DATA ROWS start

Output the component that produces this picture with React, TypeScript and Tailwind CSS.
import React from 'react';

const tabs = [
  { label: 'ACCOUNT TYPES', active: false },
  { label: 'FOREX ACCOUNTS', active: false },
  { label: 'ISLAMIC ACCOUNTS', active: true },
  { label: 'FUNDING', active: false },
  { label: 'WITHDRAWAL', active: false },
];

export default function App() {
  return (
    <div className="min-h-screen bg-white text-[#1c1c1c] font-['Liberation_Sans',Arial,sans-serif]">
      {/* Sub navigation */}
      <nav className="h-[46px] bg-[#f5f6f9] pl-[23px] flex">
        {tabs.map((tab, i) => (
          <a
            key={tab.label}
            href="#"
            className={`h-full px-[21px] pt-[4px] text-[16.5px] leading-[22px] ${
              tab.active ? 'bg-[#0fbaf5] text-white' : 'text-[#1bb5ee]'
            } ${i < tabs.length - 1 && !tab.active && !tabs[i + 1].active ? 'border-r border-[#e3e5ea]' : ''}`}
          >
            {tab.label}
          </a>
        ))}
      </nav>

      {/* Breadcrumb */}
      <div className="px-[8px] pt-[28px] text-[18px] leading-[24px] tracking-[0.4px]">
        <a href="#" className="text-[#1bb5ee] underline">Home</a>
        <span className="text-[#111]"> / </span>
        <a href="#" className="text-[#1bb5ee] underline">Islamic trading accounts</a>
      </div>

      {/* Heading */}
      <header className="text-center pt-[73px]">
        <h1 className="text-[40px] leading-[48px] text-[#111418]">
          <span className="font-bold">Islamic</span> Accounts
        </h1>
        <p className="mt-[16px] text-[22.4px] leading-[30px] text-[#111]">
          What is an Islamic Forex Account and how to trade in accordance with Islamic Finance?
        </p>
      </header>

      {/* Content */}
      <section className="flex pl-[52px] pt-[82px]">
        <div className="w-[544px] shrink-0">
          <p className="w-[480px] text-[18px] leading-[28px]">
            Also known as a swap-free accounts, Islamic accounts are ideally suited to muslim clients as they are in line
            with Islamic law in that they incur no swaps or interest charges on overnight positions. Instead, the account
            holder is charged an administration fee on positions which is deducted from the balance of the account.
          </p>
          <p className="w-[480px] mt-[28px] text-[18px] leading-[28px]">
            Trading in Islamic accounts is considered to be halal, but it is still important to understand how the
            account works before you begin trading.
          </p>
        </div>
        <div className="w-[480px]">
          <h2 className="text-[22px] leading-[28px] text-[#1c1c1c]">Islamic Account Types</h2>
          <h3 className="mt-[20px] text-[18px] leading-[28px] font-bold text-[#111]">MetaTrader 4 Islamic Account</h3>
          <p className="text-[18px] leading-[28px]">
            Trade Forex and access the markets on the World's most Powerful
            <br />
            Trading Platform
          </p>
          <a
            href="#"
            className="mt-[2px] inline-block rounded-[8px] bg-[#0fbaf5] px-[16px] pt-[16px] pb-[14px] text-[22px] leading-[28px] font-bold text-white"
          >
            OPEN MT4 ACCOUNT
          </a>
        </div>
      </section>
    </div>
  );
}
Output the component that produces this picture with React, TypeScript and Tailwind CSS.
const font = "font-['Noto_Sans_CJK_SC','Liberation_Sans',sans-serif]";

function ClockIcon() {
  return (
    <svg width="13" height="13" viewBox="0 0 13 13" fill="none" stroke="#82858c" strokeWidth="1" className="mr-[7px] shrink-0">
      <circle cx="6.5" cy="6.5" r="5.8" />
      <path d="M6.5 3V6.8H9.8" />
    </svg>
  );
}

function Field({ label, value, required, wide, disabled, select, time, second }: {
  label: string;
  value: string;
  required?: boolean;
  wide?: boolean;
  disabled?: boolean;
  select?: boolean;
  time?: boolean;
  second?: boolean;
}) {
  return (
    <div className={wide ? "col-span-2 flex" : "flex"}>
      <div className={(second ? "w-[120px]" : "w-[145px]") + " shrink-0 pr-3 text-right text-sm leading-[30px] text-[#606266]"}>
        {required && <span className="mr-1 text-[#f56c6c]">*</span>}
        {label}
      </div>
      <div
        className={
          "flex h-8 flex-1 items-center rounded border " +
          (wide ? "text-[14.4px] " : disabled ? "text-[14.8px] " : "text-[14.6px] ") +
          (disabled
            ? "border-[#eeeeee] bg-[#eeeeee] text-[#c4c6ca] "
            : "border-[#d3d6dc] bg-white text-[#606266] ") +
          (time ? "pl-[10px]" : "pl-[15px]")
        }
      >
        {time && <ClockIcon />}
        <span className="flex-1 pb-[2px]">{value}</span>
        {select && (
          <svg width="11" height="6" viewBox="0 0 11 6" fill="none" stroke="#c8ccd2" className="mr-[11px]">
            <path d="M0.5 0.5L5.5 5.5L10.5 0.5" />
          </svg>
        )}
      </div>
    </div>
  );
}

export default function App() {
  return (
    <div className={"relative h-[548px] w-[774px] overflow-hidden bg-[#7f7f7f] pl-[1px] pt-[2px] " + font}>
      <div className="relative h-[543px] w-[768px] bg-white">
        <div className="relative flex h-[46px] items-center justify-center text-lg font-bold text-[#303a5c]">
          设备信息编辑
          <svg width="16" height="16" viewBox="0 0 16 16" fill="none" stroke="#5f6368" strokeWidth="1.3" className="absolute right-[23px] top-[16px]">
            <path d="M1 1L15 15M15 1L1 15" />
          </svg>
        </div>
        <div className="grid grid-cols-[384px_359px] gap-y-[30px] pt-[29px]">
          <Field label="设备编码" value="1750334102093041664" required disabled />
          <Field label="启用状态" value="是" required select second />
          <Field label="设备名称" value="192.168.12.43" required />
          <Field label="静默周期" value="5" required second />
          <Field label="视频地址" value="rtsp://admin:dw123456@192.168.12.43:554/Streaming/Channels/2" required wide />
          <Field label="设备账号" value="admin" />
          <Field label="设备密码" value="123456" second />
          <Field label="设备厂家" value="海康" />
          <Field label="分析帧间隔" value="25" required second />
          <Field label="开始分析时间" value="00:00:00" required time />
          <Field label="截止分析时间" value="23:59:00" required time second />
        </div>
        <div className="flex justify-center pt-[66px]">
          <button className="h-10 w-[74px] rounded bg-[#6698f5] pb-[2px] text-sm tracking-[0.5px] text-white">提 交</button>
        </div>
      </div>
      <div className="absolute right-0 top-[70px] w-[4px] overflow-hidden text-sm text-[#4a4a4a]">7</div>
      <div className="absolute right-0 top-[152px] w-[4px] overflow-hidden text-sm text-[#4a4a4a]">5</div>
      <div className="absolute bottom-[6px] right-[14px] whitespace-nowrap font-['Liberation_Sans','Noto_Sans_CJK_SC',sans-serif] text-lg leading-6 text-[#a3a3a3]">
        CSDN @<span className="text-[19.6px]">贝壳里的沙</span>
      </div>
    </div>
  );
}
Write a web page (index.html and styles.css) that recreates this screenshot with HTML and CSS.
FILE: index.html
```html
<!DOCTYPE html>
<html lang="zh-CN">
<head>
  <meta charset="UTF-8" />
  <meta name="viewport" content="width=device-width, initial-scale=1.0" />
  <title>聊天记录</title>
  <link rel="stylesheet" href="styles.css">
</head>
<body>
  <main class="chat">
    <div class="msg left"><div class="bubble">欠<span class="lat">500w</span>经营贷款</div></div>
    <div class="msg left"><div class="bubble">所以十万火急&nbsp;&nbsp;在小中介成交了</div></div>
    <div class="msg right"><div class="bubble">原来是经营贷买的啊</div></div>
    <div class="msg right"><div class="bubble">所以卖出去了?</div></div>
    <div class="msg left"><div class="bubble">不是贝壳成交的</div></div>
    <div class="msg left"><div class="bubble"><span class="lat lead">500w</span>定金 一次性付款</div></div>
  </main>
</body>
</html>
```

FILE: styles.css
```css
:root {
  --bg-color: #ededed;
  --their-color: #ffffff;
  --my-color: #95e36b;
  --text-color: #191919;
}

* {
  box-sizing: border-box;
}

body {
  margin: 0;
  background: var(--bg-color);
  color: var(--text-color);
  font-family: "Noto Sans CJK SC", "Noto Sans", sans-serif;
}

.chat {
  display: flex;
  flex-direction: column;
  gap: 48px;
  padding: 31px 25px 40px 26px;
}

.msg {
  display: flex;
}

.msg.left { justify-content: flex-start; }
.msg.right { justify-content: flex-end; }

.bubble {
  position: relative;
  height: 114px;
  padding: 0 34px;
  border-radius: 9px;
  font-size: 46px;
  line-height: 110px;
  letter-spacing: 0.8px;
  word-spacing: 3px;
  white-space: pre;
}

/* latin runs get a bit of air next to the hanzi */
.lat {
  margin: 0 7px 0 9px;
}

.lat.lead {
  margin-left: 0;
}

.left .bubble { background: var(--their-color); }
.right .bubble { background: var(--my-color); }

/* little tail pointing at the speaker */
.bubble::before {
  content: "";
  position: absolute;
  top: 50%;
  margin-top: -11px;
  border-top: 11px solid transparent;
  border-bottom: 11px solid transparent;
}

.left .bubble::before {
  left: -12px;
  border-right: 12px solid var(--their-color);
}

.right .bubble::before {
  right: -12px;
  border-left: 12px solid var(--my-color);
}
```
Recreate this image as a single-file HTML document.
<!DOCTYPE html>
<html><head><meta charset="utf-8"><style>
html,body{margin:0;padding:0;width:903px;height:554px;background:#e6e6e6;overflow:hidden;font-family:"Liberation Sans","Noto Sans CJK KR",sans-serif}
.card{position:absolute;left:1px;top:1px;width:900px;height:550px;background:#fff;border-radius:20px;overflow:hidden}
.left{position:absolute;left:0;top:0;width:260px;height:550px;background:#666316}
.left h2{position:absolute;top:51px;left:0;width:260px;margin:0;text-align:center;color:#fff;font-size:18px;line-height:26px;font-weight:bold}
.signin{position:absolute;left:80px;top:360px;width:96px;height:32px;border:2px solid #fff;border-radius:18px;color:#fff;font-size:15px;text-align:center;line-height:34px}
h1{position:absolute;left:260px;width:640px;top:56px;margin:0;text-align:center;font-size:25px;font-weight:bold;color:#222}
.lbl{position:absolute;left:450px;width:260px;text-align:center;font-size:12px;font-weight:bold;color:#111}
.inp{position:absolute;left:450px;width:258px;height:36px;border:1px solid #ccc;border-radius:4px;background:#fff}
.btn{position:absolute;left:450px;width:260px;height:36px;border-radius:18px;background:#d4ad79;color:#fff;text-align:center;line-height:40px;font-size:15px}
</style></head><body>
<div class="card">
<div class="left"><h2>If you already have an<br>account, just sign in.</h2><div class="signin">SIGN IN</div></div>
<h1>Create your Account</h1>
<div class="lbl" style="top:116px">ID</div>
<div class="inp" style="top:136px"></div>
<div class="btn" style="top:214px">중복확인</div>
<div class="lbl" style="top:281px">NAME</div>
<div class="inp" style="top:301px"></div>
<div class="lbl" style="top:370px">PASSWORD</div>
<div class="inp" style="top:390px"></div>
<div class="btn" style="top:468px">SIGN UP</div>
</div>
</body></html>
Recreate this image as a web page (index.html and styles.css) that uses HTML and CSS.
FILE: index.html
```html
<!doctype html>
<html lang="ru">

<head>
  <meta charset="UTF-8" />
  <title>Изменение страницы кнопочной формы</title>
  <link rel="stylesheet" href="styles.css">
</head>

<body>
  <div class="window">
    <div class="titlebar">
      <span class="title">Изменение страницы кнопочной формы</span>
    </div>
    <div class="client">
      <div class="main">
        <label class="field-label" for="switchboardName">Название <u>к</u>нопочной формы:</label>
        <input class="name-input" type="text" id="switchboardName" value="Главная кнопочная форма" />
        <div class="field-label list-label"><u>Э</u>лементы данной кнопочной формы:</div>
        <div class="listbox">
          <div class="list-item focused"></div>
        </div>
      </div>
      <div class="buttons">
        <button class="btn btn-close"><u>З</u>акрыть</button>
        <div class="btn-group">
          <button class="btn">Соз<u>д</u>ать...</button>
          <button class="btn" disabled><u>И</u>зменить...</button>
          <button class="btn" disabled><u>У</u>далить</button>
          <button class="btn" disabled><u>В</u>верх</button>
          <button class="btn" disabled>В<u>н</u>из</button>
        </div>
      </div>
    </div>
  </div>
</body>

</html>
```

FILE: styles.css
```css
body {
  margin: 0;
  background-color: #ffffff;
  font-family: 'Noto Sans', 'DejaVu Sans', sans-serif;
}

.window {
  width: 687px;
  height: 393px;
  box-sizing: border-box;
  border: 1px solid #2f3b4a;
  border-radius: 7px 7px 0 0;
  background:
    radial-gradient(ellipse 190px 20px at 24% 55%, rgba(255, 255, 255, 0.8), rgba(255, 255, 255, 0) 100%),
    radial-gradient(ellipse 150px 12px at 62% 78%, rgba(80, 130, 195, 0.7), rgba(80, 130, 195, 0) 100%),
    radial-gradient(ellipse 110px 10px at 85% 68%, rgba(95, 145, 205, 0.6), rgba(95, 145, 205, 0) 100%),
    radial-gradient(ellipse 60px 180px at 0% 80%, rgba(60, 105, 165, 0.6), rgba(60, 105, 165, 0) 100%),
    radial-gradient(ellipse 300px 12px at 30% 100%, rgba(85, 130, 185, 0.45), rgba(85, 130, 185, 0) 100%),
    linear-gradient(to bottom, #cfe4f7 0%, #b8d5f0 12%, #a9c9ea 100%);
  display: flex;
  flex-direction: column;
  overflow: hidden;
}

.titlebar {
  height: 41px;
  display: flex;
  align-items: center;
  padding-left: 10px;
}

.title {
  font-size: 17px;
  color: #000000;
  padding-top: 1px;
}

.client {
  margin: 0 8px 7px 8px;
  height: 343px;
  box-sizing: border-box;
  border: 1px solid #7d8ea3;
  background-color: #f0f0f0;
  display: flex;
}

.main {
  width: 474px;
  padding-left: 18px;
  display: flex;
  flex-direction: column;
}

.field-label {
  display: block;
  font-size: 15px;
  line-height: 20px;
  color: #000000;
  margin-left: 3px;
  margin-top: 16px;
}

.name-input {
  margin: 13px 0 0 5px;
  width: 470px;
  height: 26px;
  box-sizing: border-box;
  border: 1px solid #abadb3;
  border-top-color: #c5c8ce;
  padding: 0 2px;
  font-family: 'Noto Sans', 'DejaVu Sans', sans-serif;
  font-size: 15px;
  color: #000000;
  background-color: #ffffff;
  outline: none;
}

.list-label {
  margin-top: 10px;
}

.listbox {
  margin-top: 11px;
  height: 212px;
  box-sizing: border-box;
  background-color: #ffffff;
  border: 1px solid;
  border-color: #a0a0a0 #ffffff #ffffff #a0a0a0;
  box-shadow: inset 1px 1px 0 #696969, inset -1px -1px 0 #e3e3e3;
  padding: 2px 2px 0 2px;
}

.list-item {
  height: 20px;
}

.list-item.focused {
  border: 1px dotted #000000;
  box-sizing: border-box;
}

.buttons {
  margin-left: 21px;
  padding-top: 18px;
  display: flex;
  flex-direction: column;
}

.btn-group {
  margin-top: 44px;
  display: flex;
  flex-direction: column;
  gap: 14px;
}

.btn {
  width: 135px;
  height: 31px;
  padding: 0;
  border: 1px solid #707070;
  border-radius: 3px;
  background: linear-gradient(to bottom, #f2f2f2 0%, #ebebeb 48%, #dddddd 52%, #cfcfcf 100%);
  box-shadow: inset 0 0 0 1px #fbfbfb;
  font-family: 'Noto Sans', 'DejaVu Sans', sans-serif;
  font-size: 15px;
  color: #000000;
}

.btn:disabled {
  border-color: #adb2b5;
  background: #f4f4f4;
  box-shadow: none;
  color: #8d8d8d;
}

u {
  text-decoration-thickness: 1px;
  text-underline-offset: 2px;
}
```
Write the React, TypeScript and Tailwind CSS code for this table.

DATA ROWS end

__GIVEN PROBLEM__. Find the string "index" in the entries above and return each line that holds it.

__EXERCISE OUTPUT__.
Write a web page (index.html and styles.css) that recreates this screenshot with HTML and CSS.
FILE: index.html
Recreate this image as a web page (index.html and styles.css) that uses HTML and CSS.
FILE: index.html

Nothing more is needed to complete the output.